Structural, electronic and magnetic properties of liquid, amorphous and quasicrystalline metals

Abstract

Recently, the atomistic simulation of the properties of liquid, glassy, and quasicrystalline metals and alloys has made considerable progress on various levels. Ab-initio density-functional molecular dynamics techniques permit simulations based on the full set of quantum mechanical many-body forces. This allows materials where covalent contributions to the chemical bonding properties are important to be investigated, e.g. liquid transition metals, and the liquid-metal to amorphous semiconductor transition to be studied, e.g. in Si and Ge.

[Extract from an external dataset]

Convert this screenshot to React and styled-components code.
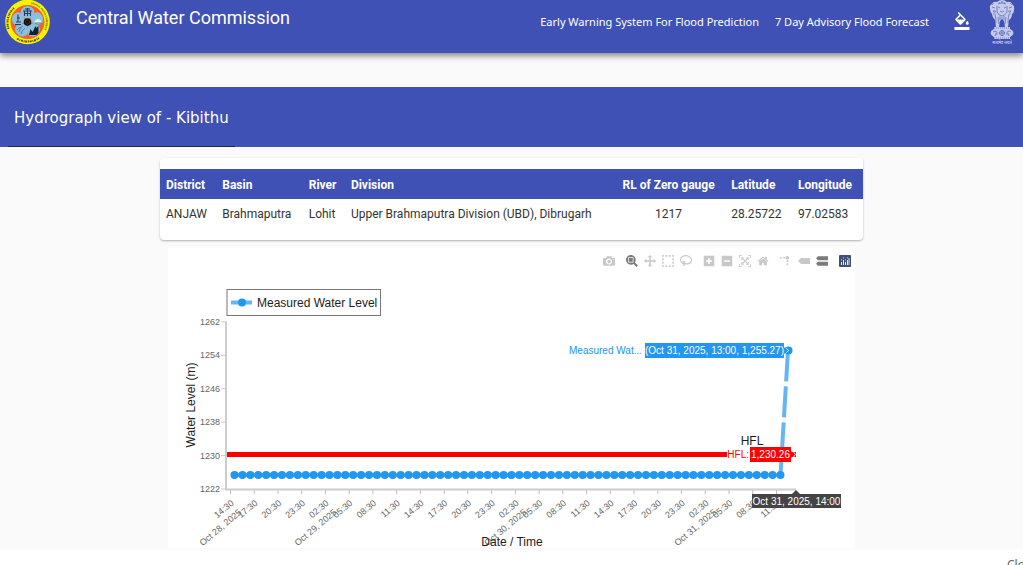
import React from 'react';
import styled, { createGlobalStyle } from 'styled-components';
import { MdFormatColorFill } from 'react-icons/md';

const GlobalStyle = createGlobalStyle`
  * {
    box-sizing: border-box;
  }

  body {
    margin: 0;
    background: #fff;
    color: #333;
    font-family: Roboto, sans-serif;
  }
`;

const Page = styled.div`
  display: flex;
  flex-direction: column;
  height: 100vh;
  overflow: hidden;
`;

const Header = styled.header`
  display: flex;
  align-items: flex-start;
  flex-shrink: 0;
  height: 53px;
  padding: 0 6px 0 5px;
  background: #3f51b5;
  color: #fff;
  box-shadow: 0 3px 6px rgba(0, 0, 0, 0.45);
  z-index: 1;
`;

const Brand = styled.h1`
  flex: 1;
  margin: 0 0 0 26px;
  font-size: 18px;
  font-weight: 400;
  line-height: 36px;
`;

const Nav = styled.nav`
  display: flex;
  gap: 16px;
  line-height: 44px;
`;

const NavLink = styled.a`
  color: #fff;
  font-family: 'Noto Sans', sans-serif;
  font-size: 11px;
  text-decoration: none;
`;

const ThemeButton = styled.button`
  display: flex;
  margin: 12px 16px 0 24px;
  padding: 0;
  border: 0;
  background: none;
  color: #fff;
  font-size: 18px;
`;

const Main = styled.main`
  flex-shrink: 0;
  padding: 34px 0 1px;
  background: #fafafa;
`;

const Banner = styled.div`
  display: flex;
  height: 60px;
  padding: 0 8px;
  background: #3f51b5;
`;

const Tab = styled.button`
  padding: 3px 6px 0;
  border: 0;
  border-bottom: 1px solid #23263a;
  background: none;
  color: #fff;
  font-family: 'DejaVu Sans', sans-serif;
  font-size: 15px;
`;

const Content = styled.div`
  width: 100%;
  max-width: 703px;
  margin: 0 auto;
  padding-top: 11px;
`;

const Card = styled.section`
  padding: 11px 0;
  border-radius: 4px;
  background: #fff;
  box-shadow: 0 1px 2px rgba(0, 0, 0, 0.3);
`;

const Table = styled.table`
  width: 100%;
  border-collapse: collapse;
  table-layout: fixed;
  font-size: 12px;
`;

const HeadCell = styled.th`
  width: ${({ $width }) => $width};
  height: 30px;
  padding: 1px 6px 0;
  background: #3f51b5;
  color: #fff;
  font-weight: 700;
  text-align: ${({ $align }) => $align || 'left'};
  white-space: nowrap;
`;

const Cell = styled.td`
  height: 30px;
  padding: 0 6px;
  text-align: ${({ $align }) => $align || 'left'};
  white-space: nowrap;
`;

const ChartPanel = styled.section`
  margin: 8px 8px 0;
  background: #fff;
`;

const Modebar = styled.div`
  display: flex;
  justify-content: flex-end;
  gap: 5px;
  height: 26px;
  padding-right: 1px;
`;

const ModebarGroup = styled.div`
  display: flex;
`;

const ModebarButton = styled.button`
  display: flex;
  align-items: center;
  justify-content: center;
  width: 18px;
  height: 26px;
  padding: 0;
  border: 0;
  background: none;
  color: ${({ $active }) => ($active ? '#7b7b7b' : '#c8c8c8')};
`;

const Plot = styled.svg`
  display: block;
  width: 100%;
  font-family: 'Liberation Sans', Arial, sans-serif;
`;

const Footer = styled.footer`
  display: flex;
  justify-content: flex-end;
  padding: 8px 0;
  background: #fff;
  overflow: hidden;
`;

const Notice = styled.span`
  width: 16px;
  font-family: 'Noto Sans', sans-serif;
  font-size: 12px;
  line-height: 16px;
  color: #666;
  white-space: nowrap;
`;

const columns = [
  { title: 'District', value: 'ANJAW', width: '8%' },
  { title: 'Basin', value: 'Brahmaputra', width: '12.3%' },
  { title: 'River', value: 'Lohit', width: '6%' },
  { title: 'Division', value: 'Upper Brahmaputra Division (UBD), Dibrugarh', width: '38%' },
  { title: 'RL of Zero gauge', value: '1217', width: '16.1%', align: 'center' },
  { title: 'Latitude', value: '28.25722', width: '9.5%' },
  { title: 'Longitude', value: '97.02583', width: '10.1%' },
];

const icons = {
  camera: { w: 1000, d: 'm500 450c-83 0-150-67-150-150 0-83 67-150 150-150 83 0 150 67 150 150 0 83-67 150-150 150z m400 150h-120c-16 0-34 13-39 29l-31 93c-6 15-23 28-40 28h-340c-16 0-34-13-39-28l-31-94c-6-15-23-28-40-28h-120c-55 0-100-45-100-100v-450c0-55 45-100 100-100h800c55 0 100 45 100 100v450c0 55-45 100-100 100z m-400-550c-138 0-250 112-250 250 0 138 112 250 250 250 138 0 250-112 250-250 0-138-112-250-250-250z m365 380c-19 0-35 16-35 35 0 19 16 35 35 35 19 0 35-16 35-35 0-19-16-35-35-35z' },
  zoom: { w: 1000, d: 'm1000-25l-250 251c40 63 63 138 63 218 0 224-182 406-407 406-224 0-406-182-406-406s183-406 407-406c80 0 155 22 218 62l250-250 125 125z m-812 250l0 438 437 0 0-438-437 0z m62 375l313 0 0-312-313 0 0 312z' },
  pan: { w: 1000, d: 'm1000 350l-187 188 0-125-250 0 0 250 125 0-188 187-187-187 125 0 0-250-250 0 0 125-188-188 186-187 0 125 252 0 0-250-125 0 187-188 188 188-125 0 0 250 250 0 0-126 187 188z' },
  select: { w: 1000, d: 'm0 850l0-143 143 0 0 143-143 0z m286 0l0-143 143 0 0 143-143 0z m285 0l0-143 143 0 0 143-143 0z m286 0l0-143 143 0 0 143-143 0z m-857-286l0-143 143 0 0 143-143 0z m857 0l0-143 143 0 0 143-143 0z m-857-285l0-143 143 0 0 143-143 0z m857 0l0-143 143 0 0 143-143 0z m-857-286l0-143 143 0 0 143-143 0z m286 0l0-143 143 0 0 143-143 0z m285 0l0-143 143 0 0 143-143 0z m286 0l0-143 143 0 0 143-143 0z' },
  lasso: { w: 1000, stroke: true, d: 'M170 190C60 270 20 400 50 530c50 190 290 310 540 250 250-60 410-240 360-430-50-180-270-270-510-220-90 20-150 50-190 90M170 190c-20 90 70 140 160 110 80-30 90-110 30-150-70-40-170-30-190 40zM360 150c30-70-20-160-110-200' },
  zoomIn: { w: 875, d: 'm1 787l0-875 875 0 0 875-875 0z m687-500l-187 0 0-187-125 0 0 187-188 0 0 125 188 0 0 187 125 0 0-187 187 0 0-125z' },
  zoomOut: { w: 875, d: 'm0 788l0-876 875 0 0 876-875 0z m688-500l-500 0 0 125 500 0 0-125z' },
  autoscale: { w: 1000, d: 'm250 850l-187 0-63 0 0-62 0-188 63 0 0 188 187 0 0 62z m688 0l-188 0 0-62 188 0 0-188 62 0 0 188 0 62-62 0z m-875-938l0 188-63 0 0-188 0-62 63 0 187 0 0 62-187 0z m875 188l0-188-188 0 0-62 188 0 62 0 0 62 0 188-62 0z m-125 188l-1 0-93-94-156 156 156 156 92-93 2 0 0 250-250 0 0-2 93-92-156-156-156 156 94 92 0 2-250 0 0-250 0 0 93 93 157-156-157-156-93 94 0 0 0-250 250 0 0 0-94 93 156 157 156-157-93-93 0 0 250 0 0 250z' },
  home: { w: 929, d: 'm786 296v-267q0-15-11-26t-25-10h-214v214h-143v-214h-214q-15 0-25 10t-11 26v267q0 1 0 2t0 2l321 264 321-264q1-1 1-4z m124 39l-34-41q-5-5-12-6h-2q-7 0-12 3l-386 322-386-322q-7-4-13-4-7 2-12 7l-35 41q-4 5-3 13t6 12l401 334q18 15 42 15t43-15l136-114v109q0 8 5 13t13 5h107q8 0 13-5t5-13v-227l122-102q5-5 6-12t-4-13z' },
  spike: { w: 1000, transform: 'matrix(1.5 0 0 -1.5 0 850)', d: 'M512 409c0-57-46-104-103-104-57 0-104 47-104 104 0 57 47 103 104 103 57 0 103-46 103-103z m-327-39l92 0 0 92-92 0z m-185 0l92 0 0 92-92 0z m370-186l92 0 0 93-92 0z m0-184l92 0 0 92-92 0z' },
  closest: { w: 1500, d: 'm375 725l0 0-375-375 375-374 0-1 1125 0 0 750-1125 0z' },
  compare: { w: 1125, d: 'm187 786l0 2-187-188 188-187 0 0 937 0 0 373-938 0z m0-499l0 1-187-188 188-188 0 0 937 0 0 376-938-1z' },
};

const modebarGroups = [
  [{ icon: 'camera', label: 'Download plot' }],
  [
    { icon: 'zoom', label: 'Zoom', active: true },
    { icon: 'pan', label: 'Pan' },
    { icon: 'select', label: 'Box Select' },
    { icon: 'lasso', label: 'Lasso Select' },
  ],
  [
    { icon: 'zoomIn', label: 'Zoom in' },
    { icon: 'zoomOut', label: 'Zoom out' },
    { icon: 'autoscale', label: 'Autoscale' },
    { icon: 'home', label: 'Reset axes' },
  ],
  [
    { icon: 'spike', label: 'Toggle Spike Lines' },
    { icon: 'closest', label: 'Show closest data on hover' },
    { icon: 'compare', label: 'Compare data on hover', active: true },
  ],
];

const ModebarIcon = ({ name }) => {
  const { w, d, transform, stroke } = icons[name];
  return (
    <svg width="12" height="12" viewBox={`0 0 ${w} 1000`}>
      <path
        d={d}
        transform={transform || 'matrix(1 0 0 -1 0 850)'}
        fill={stroke ? 'none' : 'currentColor'}
        stroke={stroke ? 'currentColor' : 'none'}
        strokeWidth="90"
      />
    </svg>
  );
};

const PlotlyLogo = () => (
  <svg width="12" height="12" viewBox="0 0 12 12">
    <rect width="12" height="12" rx="1" fill="#3f4f75" />
    <path d="M2.500 7v3M4.500 5v5M6.500 7v3M8.500 5v5M10 3v7" stroke="#dfe6f5" strokeWidth="1" />
    <g fill="#9fb4e0">
      <circle cx="2.500" cy="4.800" r=".7" />
      <circle cx="4.500" cy="2.800" r=".7" />
      <circle cx="6.500" cy="4.800" r=".7" />
      <circle cx="8.500" cy="2.800" r=".7" />
    </g>
  </svg>
);

const CommissionLogo = () => (
  <svg width="45" height="45" viewBox="0 0 45 45" role="img" aria-label="Central Water Commission logo">
    <defs>
      <path id="ringRight" d="M25.700 3.800A18.500 18.500 0 0 1 36.700 33.900" />
    </defs>
    <circle cx="22.500" cy="22" r="22.300" fill="#f8f400" />
    <circle cx="22.500" cy="22" r="17" fill="#f4602c" />
    <g fill="#8ebfdc">
      {[0, 72, 144, 216, 288].map((angle) => (
        <path
          key={angle}
          d="M22.500 20l-6-5q-2-5 1.500-7.500q4.500-3 9 0q3.500 2.500 1.500 7.500z"
          transform={`rotate(${angle} 22.500 22)`}
        />
      ))}
    </g>
    <g stroke="#23406a" fill="none" strokeWidth="1.100">
      <path d="M18 11h9M19 13.500h7M20 9h5M19.500 11v5M22.500 8v8M25.500 11v5" />
      <path d="M13 14.500v8M11 22h5M12 18h3M10 24.500h6" />
    </g>
    <path d="M29 22q2.500-5 7-1.500l.5 1.500z" fill="#dceef5" />
    <path d="M30 23.500q3 1.500 7 0" stroke="#4c9b6e" fill="none" />
    <path d="M14 32q1-5 4-6M16 34q1-4 4-6M12 30q1-2 4-3" stroke="#4d7f9f" fill="none" />
    <path d="M24 35l1.500-6 2 3 3-6 1 2 2-2v7l-2 2z" fill="#15202b" />
    <circle cx="22.500" cy="22" r="3.800" fill="#111" />
    <circle cx="22.500" cy="22" r="2" fill="none" stroke="#964925" strokeDasharray="1 1" />
    <text fontSize="2.200" fontWeight="700" fontFamily="Liberation Sans" fill="#333">
      <textPath href="#ringRight">CENTRAL WATER COMMISSION</textPath>
    </text>
    <path d="M3.500 29A20 20 0 0 1 9 8" fill="none" stroke="#55530e" strokeWidth="2" strokeDasharray="1.500 .7 .8 .6" />
    <path d="M12 38.500A20 20 0 0 0 34 38" fill="none" stroke="#55530e" strokeWidth="2" strokeDasharray="2 .8 1 .6" />
  </svg>
);

const StateEmblem = () => (
  <svg width="30" height="46" viewBox="0 0 30 46" role="img" aria-label="State Emblem of India">
    <g fill="#c5cbe8">
      <path d="M10 2Q12 0 15 0q3 0 5 2 4-1 5 2 3 2 2 6 0 3-2 4 0 4-3 6l-1 7h-3l-1-6-2-2-2 2-1 6H9l-1-7q-3-3-3-6-2-2-2-5-1-4 2-5 1-3 5-2z" />
      <path d="M7 27h16v2H7z" />
      <ellipse cx="15" cy="33" rx="11.500" ry="5.500" />
      <path d="M7 37h16v2H7z" />
    </g>
    <g fill="none" stroke="#3f51b5" strokeWidth=".6">
      <path d="M11 4q4-3 8 0M11 7l2 1M17 8l2-1M13 11q2 2 4 0M5 7l3 1M22 8l3-1M6 11q2 2 3 0M21 11q2 2 3 0" />
      <path d="M10 6v6q2 4 5 4t5-4V6M8 14q1 4 1 9M22 14q-1 4-1 9M11 17l1 7M19 17l-1 7M13 16v4M17 16v4M15 17v4" />
      <path d="M5 5l2-2M25 5l-2-2M12 2l1 2M15 1v3M18 2l-1 2M7 10v5M23 10v5" strokeDasharray="1 .6" />
      <circle cx="15" cy="33" r="2.500" />
      <path d="M12 33h6M15 30v6M6 32q2-2 4 0v3M24 32q-2-2-4 0v3M8 36l1-3M22 36l-1-3" />
      <path d="M7 28h16M7 38h16" strokeDasharray="1 1" />
    </g>
    <text x="15" y="44" textAnchor="middle" fontSize="4" fill="#dfe3f5" fontFamily="Noto Sans">सत्यमेव जयते</text>
  </svg>
);

/* one hour is HOUR wide, the first reading is at 15:00 on Oct 28 */
const HOUR = 7.913;
const FIRST_READING = 66.5;
const BASE_LEVEL_Y = 201;
const readings = Array.from({ length: 70 }, (_, i) => FIRST_READING + i * HOUR);

const levels = [1262, 1254, 1246, 1238, 1230, 1222];
const hours = ['14:30', '17:30', '20:30', '23:30', '02:30', '05:30', '08:30', '11:30'];
const dates = { 0: 'Oct 28, 2025', 4: 'Oct 29, 2025', 12: 'Oct 30, 2025', 20: 'Oct 31, 2025' };
const timeTicks = Array.from({ length: 24 }, (_, i) => ({
  x: 62.5 + i * 3 * HOUR,
  label: hours[i % 8],
  date: dates[i],
}));

const Hydrograph = () => (
  <Plot viewBox="0 0 687 274" role="img" aria-label="Hydrograph of measured water level">
    <g fontSize="9" fill="#666">
      {levels.map((level, i) => {
        const y = 48 + i * 33.4;
        return (
          <g key={level}>
            <path d={`M53 ${y}h5`} stroke="#ccc" />
            <text x="52" y={y + 3} textAnchor="end">{level}</text>
          </g>
        );
      })}
      {timeTicks.map(({ x, label, date }) => (
        <g key={x}>
          <path d={`M${x} 216v4`} stroke="#bbb" />
          <text transform={`translate(${x + 4} 230) rotate(-40)`} textAnchor="end">
            <tspan x="0">{label}</tspan>
            {date && <tspan x="0" dy="12">{date}</tspan>}
          </text>
        </g>
      ))}
    </g>
    <path d="M58 47.500V215.500H628" fill="none" stroke="#ccc" strokeWidth="2" />

    <path d="M59 180.500H628" stroke="#f00" strokeWidth="5" />
    <path d={`M${FIRST_READING} ${BASE_LEVEL_Y}H612.500`} stroke="#64b5f6" strokeWidth="4" />
    <path d={`M620 76.500L612.500 ${BASE_LEVEL_Y}`} stroke="#64b5f6" strokeWidth="4" strokeDasharray="31 5" />
    <g fill="#2196f3">
      {readings.map((x) => (
        <circle key={x} cx={x} cy={BASE_LEVEL_Y} r="4" />
      ))}
      <circle cx="620.500" cy="76.500" r="4" />
    </g>

    <g fontSize="12" fill="#1c1c1c">
      <rect x="59" y="15.500" width="153.500" height="26" fill="#fff" stroke="#777" />
      <path d="M63 28.500h21" stroke="#64b5f6" strokeWidth="4" />
      <circle cx="74" cy="28.500" r="4" fill="#2196f3" />
      <text x="89" y="33">Measured Water Level</text>
      <text x="584" y="171" textAnchor="middle">HFL</text>
      <text x="344" y="272" textAnchor="middle">Date / Time</text>
      <text transform="translate(27 131) rotate(-90)" textAnchor="middle">Water Level (m)</text>
    </g>

    <g fontSize="10">
      <text x="474" y="80" textAnchor="end" fill="#2196f3">Measured Wat...</text>
      <path d="M477 69h139v4l4 3.500l-4 3.500v4H477z" fill="#2196f3" />
      <path d="M618.500 74.500l2 2l-2 2" fill="none" stroke="#fff" />
      <text x="546.500" y="80" textAnchor="middle" fill="#fff">(Oct 31, 2025, 13:00, 1,255.27)</text>

      <path d="M559 180.500h24" stroke="#fff" strokeWidth="5" />
      <text x="581" y="184" textAnchor="end" fill="#f00">HFL:</text>
      <path d="M582 173h41v4l4 3.500l-4 3.500v4H582z" fill="#f00" />
      <path d="M625.500 178l2 2.500l-2 2.500" fill="none" stroke="#fff" />
      <text x="602.500" y="184" textAnchor="middle" fill="#fff">1,230.26</text>

      <path d="M584 220h40l4-4l4 4h41v14H584z" fill="#444" />
      <text x="628.500" y="231" textAnchor="middle" fill="#fff">Oct 31, 2025, 14:00</text>
    </g>
  </Plot>
);

const App = () => {
  return (
    <>
      <GlobalStyle />
      <Page>
        <Header>
          <CommissionLogo />
          <Brand>Central Water Commission</Brand>
          <Nav>
            <NavLink href="#warning">Early Warning System For Flood Prediction</NavLink>
            <NavLink href="#advisory">7 Day Advisory Flood Forecast</NavLink>
          </Nav>
          <ThemeButton aria-label="Change theme">
            <MdFormatColorFill />
          </ThemeButton>
          <StateEmblem />
        </Header>
        <Main>
          <Banner>
            <Tab>Hydrograph view of - Kibithu</Tab>
          </Banner>
          <Content>
            <Card>
              <Table>
                <thead>
                  <tr>
                    {columns.map(({ title, width, align }) => (
                      <HeadCell key={title} $width={width} $align={align}>{title}</HeadCell>
                    ))}
                  </tr>
                </thead>
                <tbody>
                  <tr>
                    {columns.map(({ title, value, align }) => (
                      <Cell key={title} $align={align}>{value}</Cell>
                    ))}
                  </tr>
                </tbody>
              </Table>
            </Card>
            <ChartPanel>
              <Modebar>
                {modebarGroups.map((group) => (
                  <ModebarGroup key={group[0].icon}>
                    {group.map(({ icon, label, active }) => (
                      <ModebarButton key={icon} aria-label={label} $active={active}>
                        <ModebarIcon name={icon} />
                      </ModebarButton>
                    ))}
                  </ModebarGroup>
                ))}
                <ModebarGroup>
                  <ModebarButton aria-label="Produced with Plotly">
                    <PlotlyLogo />
                  </ModebarButton>
                </ModebarGroup>
              </Modebar>
              <Hydrograph />
            </ChartPanel>
          </Content>
        </Main>
        <Footer>
          <Notice>Close</Notice>
        </Footer>
      </Page>
    </>
  );
};

export default App;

Tight-binding techniques enable the calculation of interatomic pair- and many-body forces, and hence the molecular dynamics simulation of liquid and amorphous transition-metal and transition metal-metalloid alloys. Tight-binding techniques can also be used to study the electronic and magnetic structures of these materials, including non-collinear spin-structures. Pseudopotential perturbation theory allows the determination of effective pair forces in s, p-bonded materials. These have found new applications, e.g. in the investigation of quasicrystalline materials. Classical molecular dynamics techniques have now been developed to a point where systems with a size sufficient for the investigation of medium-range order effects can be treated. New results from all these areas are discussed.